---------- RECORDED INFORMATION ----------

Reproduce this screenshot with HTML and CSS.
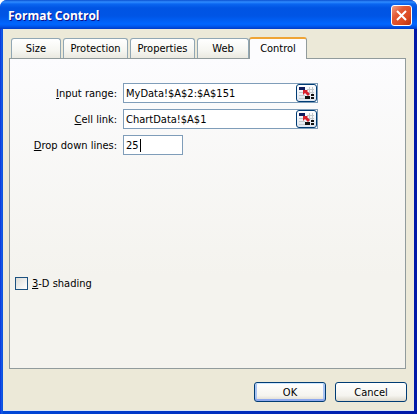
FILE: index.html
```html
<!DOCTYPE html>
<html lang="en">
<head>
  <meta charset="UTF-8">
  <meta name="viewport" content="width=device-width, initial-scale=1.0">
  <title>Format Control</title>
  <link rel="stylesheet" href="styles.css">
</head>
<body>

  <form class="window">
    <header class="titlebar">
      <h1>Format Control</h1>
      <button class="close" type="button" aria-label="Close">
        <svg width="11" height="11" viewBox="0 0 11 11"><path d="M1 1l9 9M10 1l-9 9" stroke="#fff" stroke-width="2"/></svg>
      </button>
    </header>

    <main class="content">
      <nav class="tabs" role="tablist">
        <button class="tab size" type="button" role="tab">Size</button>
        <button class="tab wide" type="button" role="tab">Protection</button>
        <button class="tab wide" type="button" role="tab">Properties</button>
        <button class="tab web" type="button" role="tab">Web</button>
        <button class="tab active" type="button" role="tab" aria-selected="true">Control</button>
      </nav>

      <section class="panel">
        <div class="fields">
          <label for="range"><u>I</u>nput range:</label>
          <div class="field">
            <input type="text" id="range" value="MyData!$A$2:$A$151">
            <button class="picker" type="button" aria-label="Select input range">
              <svg width="17" height="14" viewBox="0 0 17 14">
                <path d="M1 6.500h15M1 9.500h6M1 12.500h6M9 3.500h7M11.500 1v7M14.500 1v7" stroke="#c3c9cc" fill="none"/>
                <path d="M1 1h6v3H1z" fill="#101c5c"/>
                <path d="M7 10h5v3H7zM13 8h3v2h-3zM13 11h3v2h-3z" fill="#111"/>
                <path d="M5 4h5L9 5l3 3-2 2-3-3-2 2z" fill="#d8202c"/>
              </svg>
            </button>
          </div>

          <label for="link"><u>C</u>ell link:</label>
          <div class="field">
            <input type="text" id="link" value="ChartData!$A$1">
            <button class="picker" type="button" aria-label="Select cell link">
              <svg width="17" height="14" viewBox="0 0 17 14">
                <path d="M1 6.500h15M1 9.500h6M1 12.500h6M9 3.500h7M11.500 1v7M14.500 1v7" stroke="#c3c9cc" fill="none"/>
                <path d="M1 1h6v3H1z" fill="#101c5c"/>
                <path d="M7 10h5v3H7zM13 8h3v2h-3zM13 11h3v2h-3z" fill="#111"/>
                <path d="M5 4h5L9 5l3 3-2 2-3-3-2 2z" fill="#d8202c"/>
              </svg>
            </button>
          </div>

          <label for="lines"><u>D</u>rop down lines:</label>
          <div class="field short">
            <input type="text" id="lines" value="25">
            <span class="caret"></span>
          </div>
        </div>

        <div class="shading">
          <input type="checkbox" id="shading">
          <label for="shading"><u>3</u>-D shading</label>
        </div>
      </section>

      <footer class="actions">
        <button class="action ok" type="submit">OK</button>
        <button class="action" type="button">Cancel</button>
      </footer>
    </main>
  </form>

</body>
</html>
```
FILE: styles.css
```css
* {
  box-sizing: border-box;
}
body {
  margin: 0;
  background: #fff;
  color: #000;
}
body, button, input {
  font-family: Tahoma, "DejaVu Sans Condensed", sans-serif;
  font-size: 11px;
}
button, input {
  margin: 0;
  padding: 0;
  color: #000;
}
svg {
  display: block;
}
.window {
  display: flex;
  flex-direction: column;
  min-height: 100vh;
  padding: 0 3px 3px;
  background: linear-gradient(to right, #0831d9, #1660e8 2px, #0048d8 3px, #0030c0 50%, #0018a8);
  border-radius: 7px 7px 0 0;
  overflow: hidden;
}

/* title bar */
.titlebar {
  display: flex;
  align-items: center;
  justify-content: space-between;
  height: 29px;
  margin: 0 -3px;
  padding: 2px 5px 0 8px;
  background: linear-gradient(#0a50d0, #2f8cff 2px, #0a66f0 4px, #0054e3 8px, #0055e5 16px, #0066ff 24px, #005af0 26px, #003cc8);
}
.titlebar h1 {
  margin: 0;
  color: #fff;
  font-family: "Trebuchet MS", "Open Sans", sans-serif;
  font-size: 12px;
  line-height: 18px;
  text-shadow: 1px 1px #0f1089;
}
.close {
  display: grid;
  place-items: center;
  width: 21px;
  height: 21px;
  border: 1px solid #fff;
  border-radius: 3px;
  background: linear-gradient(135deg, #f0a088, #e35a35 35%, #dc4a20 70%, #b83010);
}

.content {
  display: flex;
  flex: 1;
  flex-direction: column;
  padding: 8px 7px 8px 6px;
  background: #ece9d8;
  border: solid #dce6f4;
  border-width: 0 0 1px;
}

/* tabs */
.tabs {
  display: flex;
  align-items: flex-end;
  gap: 2px;
  height: 22px;
  margin-bottom: -1px;
  padding-left: 2px;
}
.tab {
  height: 20px;
  margin-bottom: 1px;
  border: 1px solid #91a7b4;
  border-bottom: 0;
  border-radius: 3px 3px 0 0;
  background: linear-gradient(#fff, #f6f6f1 60%, #eae9e0);
}
.size {
  width: 50px;
}
.wide {
  width: 65px;
}
.web {
  width: 52px;
}
.active {
  position: relative;
  width: 58px;
  height: 22px;
  margin: 0 0 0 -2px;
  padding-bottom: 2px;
  border-color: #919b9c;
  border-top: 2px solid #efa436;
  background: #fcfcfe;
}

.panel {
  flex: 1;
  margin-right: 1px;
  padding: 24px 5px;
  border: 1px solid #919b9c;
  background: linear-gradient(#fcfcfe, #f4f3ee 70%);
}
.fields {
  display: grid;
  grid-template-columns: 102px minmax(0, 195px);
  gap: 6px;
  align-items: center;
}
.fields label {
  text-align: right;
}
.field {
  display: flex;
  position: relative;
  height: 20px;
  border: 1px solid #7f9db9;
  background: #fff;
}
.field input {
  flex: 1;
  min-width: 0;
  padding-left: 2px;
  border: 0;
  outline: 0;
  background: none;
}
.short {
  width: 60px;
}
.caret {
  position: absolute;
  top: 3px;
  left: 16px;
  width: 1px;
  height: 13px;
  background: #000;
}
.picker {
  display: grid;
  place-items: center;
  width: 21px;
  border: 1px solid #003c74;
  border-radius: 3px;
  background: linear-gradient(#fff, #dfe6f0);
}
.shading {
  display: flex;
  align-items: center;
  gap: 4px;
  margin-top: 122px;
}
.shading input {
  appearance: none;
  width: 13px;
  height: 13px;
  border: 1px solid #1c5180;
  background: linear-gradient(135deg, #dcdcd7, #fff);
}

/* OK and Cancel */
.actions {
  display: flex;
  justify-content: flex-end;
  gap: 9px;
  padding-top: 13px;
}
.action {
  width: 72px;
  height: 20px;
  border: 1px solid #003c74;
  border-radius: 3px;
  background: linear-gradient(#fff, #f5f4ef 70%, #dcd8cc);
}
.ok {
  box-shadow: inset 0 1px #cee7ff, inset 0 -2px #8fa9ee, inset 2px 0 #a9c4f2, inset -2px 0 #a9c4f2;
}
```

----------

Repeat the listing in full and exactly. Leave any pictures out.

(ANSWER BELOW):
Reproduce this screenshot with HTML and CSS.
FILE: index.html
```html
<!DOCTYPE html>
<html lang="en">
<head>
  <meta charset="UTF-8">
  <meta name="viewport" content="width=device-width, initial-scale=1.0">
  <title>Format Control</title>
  <link rel="stylesheet" href="styles.css">
</head>
<body>

  <form class="window">
    <header class="titlebar">
      <h1>Format Control</h1>
      <button class="close" type="button" aria-label="Close">
        <svg width="11" height="11" viewBox="0 0 11 11"><path d="M1 1l9 9M10 1l-9 9" stroke="#fff" stroke-width="2"/></svg>
      </button>
    </header>

    <main class="content">
      <nav class="tabs" role="tablist">
        <button class="tab size" type="button" role="tab">Size</button>
        <button class="tab wide" type="button" role="tab">Protection</button>
        <button class="tab wide" type="button" role="tab">Properties</button>
        <button class="tab web" type="button" role="tab">Web</button>
        <button class="tab active" type="button" role="tab" aria-selected="true">Control</button>
      </nav>

      <section class="panel">
        <div class="fields">
          <label for="range"><u>I</u>nput range:</label>
          <div class="field">
            <input type="text" id="range" value="MyData!$A$2:$A$151">
            <button class="picker" type="button" aria-label="Select input range">
              <svg width="17" height="14" viewBox="0 0 17 14">
                <path d="M1 6.500h15M1 9.500h6M1 12.500h6M9 3.500h7M11.500 1v7M14.500 1v7" stroke="#c3c9cc" fill="none"/>
                <path d="M1 1h6v3H1z" fill="#101c5c"/>
                <path d="M7 10h5v3H7zM13 8h3v2h-3zM13 11h3v2h-3z" fill="#111"/>
                <path d="M5 4h5L9 5l3 3-2 2-3-3-2 2z" fill="#d8202c"/>
              </svg>
            </button>
          </div>

          <label for="link"><u>C</u>ell link:</label>
          <div class="field">
            <input type="text" id="link" value="ChartData!$A$1">
            <button class="picker" type="button" aria-label="Select cell link">
              <svg width="17" height="14" viewBox="0 0 17 14">
                <path d="M1 6.500h15M1 9.500h6M1 12.500h6M9 3.500h7M11.500 1v7M14.500 1v7" stroke="#c3c9cc" fill="none"/>
                <path d="M1 1h6v3H1z" fill="#101c5c"/>
                <path d="M7 10h5v3H7zM13 8h3v2h-3zM13 11h3v2h-3z" fill="#111"/>
                <path d="M5 4h5L9 5l3 3-2 2-3-3-2 2z" fill="#d8202c"/>
              </svg>
            </button>
          </div>

          <label for="lines"><u>D</u>rop down lines:</label>
          <div class="field short">
            <input type="text" id="lines" value="25">
            <span class="caret"></span>
          </div>
        </div>

        <div class="shading">
          <input type="checkbox" id="shading">
          <label for="shading"><u>3</u>-D shading</label>
        </div>
      </section>

      <footer class="actions">
        <button class="action ok" type="submit">OK</button>
        <button class="action" type="button">Cancel</button>
      </footer>
    </main>
  </form>

</body>
</html>
```
FILE: styles.css
```css
* {
  box-sizing: border-box;
}
body {
  margin: 0;
  background: #fff;
  color: #000;
}
body, button, input {
  font-family: Tahoma, "DejaVu Sans Condensed", sans-serif;
  font-size: 11px;
}
button, input {
  margin: 0;
  padding: 0;
  color: #000;
}
svg {
  display: block;
}
.window {
  display: flex;
  flex-direction: column;
  min-height: 100vh;
  padding: 0 3px 3px;
  background: linear-gradient(to right, #0831d9, #1660e8 2px, #0048d8 3px, #0030c0 50%, #0018a8);
  border-radius: 7px 7px 0 0;
  overflow: hidden;
}

/* title bar */
.titlebar {
  display: flex;
  align-items: center;
  justify-content: space-between;
  height: 29px;
  margin: 0 -3px;
  padding: 2px 5px 0 8px;
  background: linear-gradient(#0a50d0, #2f8cff 2px, #0a66f0 4px, #0054e3 8px, #0055e5 16px, #0066ff 24px, #005af0 26px, #003cc8);
}
.titlebar h1 {
  margin: 0;
  color: #fff;
  font-family: "Trebuchet MS", "Open Sans", sans-serif;
  font-size: 12px;
  line-height: 18px;
  text-shadow: 1px 1px #0f1089;
}
.close {
  display: grid;
  place-items: center;
  width: 21px;
  height: 21px;
  border: 1px solid #fff;
  border-radius: 3px;
  background: linear-gradient(135deg, #f0a088, #e35a35 35%, #dc4a20 70%, #b83010);
}

.content {
  display: flex;
  flex: 1;
  flex-direction: column;
  padding: 8px 7px 8px 6px;
  background: #ece9d8;
  border: solid #dce6f4;
  border-width: 0 0 1px;
}

/* tabs */
.tabs {
  display: flex;
  align-items: flex-end;
  gap: 2px;
  height: 22px;
  margin-bottom: -1px;
  padding-left: 2px;
}
.tab {
  height: 20px;
  margin-bottom: 1px;
  border: 1px solid #91a7b4;
  border-bottom: 0;
  border-radius: 3px 3px 0 0;
  background: linear-gradient(#fff, #f6f6f1 60%, #eae9e0);
}
.size {
  width: 50px;
}
.wide {
  width: 65px;
}
.web {
  width: 52px;
}
.active {
  position: relative;
  width: 58px;
  height: 22px;
  margin: 0 0 0 -2px;
  padding-bottom: 2px;
  border-color: #919b9c;
  border-top: 2px solid #efa436;
  background: #fcfcfe;
}

.panel {
  flex: 1;
  margin-right: 1px;
  padding: 24px 5px;
  border: 1px solid #919b9c;
  background: linear-gradient(#fcfcfe, #f4f3ee 70%);
}
.fields {
  display: grid;
  grid-template-columns: 102px minmax(0, 195px);
  gap: 6px;
  align-items: center;
}
.fields label {
  text-align: right;
}
.field {
  display: flex;
  position: relative;
  height: 20px;
  border: 1px solid #7f9db9;
  background: #fff;
}
.field input {
  flex: 1;
  min-width: 0;
  padding-left: 2px;
  border: 0;
  outline: 0;
  background: none;
}
.short {
  width: 60px;
}
.caret {
  position: absolute;
  top: 3px;
  left: 16px;
  width: 1px;
  height: 13px;
  background: #000;
}
.picker {
  display: grid;
  place-items: center;
  width: 21px;
  border: 1px solid #003c74;
  border-radius: 3px;
  background: linear-gradient(#fff, #dfe6f0);
}
.shading {
  display: flex;
  align-items: center;
  gap: 4px;
  margin-top: 122px;
}
.shading input {
  appearance: none;
  width: 13px;
  height: 13px;
  border: 1px solid #1c5180;
  background: linear-gradient(135deg, #dcdcd7, #fff);
}

/* OK and Cancel */
.actions {
  display: flex;
  justify-content: flex-end;
  gap: 9px;
  padding-top: 13px;
}
.action {
  width: 72px;
  height: 20px;
  border: 1px solid #003c74;
  border-radius: 3px;
  background: linear-gradient(#fff, #f5f4ef 70%, #dcd8cc);
}
.ok {
  box-shadow: inset 0 1px #cee7ff, inset 0 -2px #8fa9ee, inset 2px 0 #a9c4f2, inset -2px 0 #a9c4f2;
}
```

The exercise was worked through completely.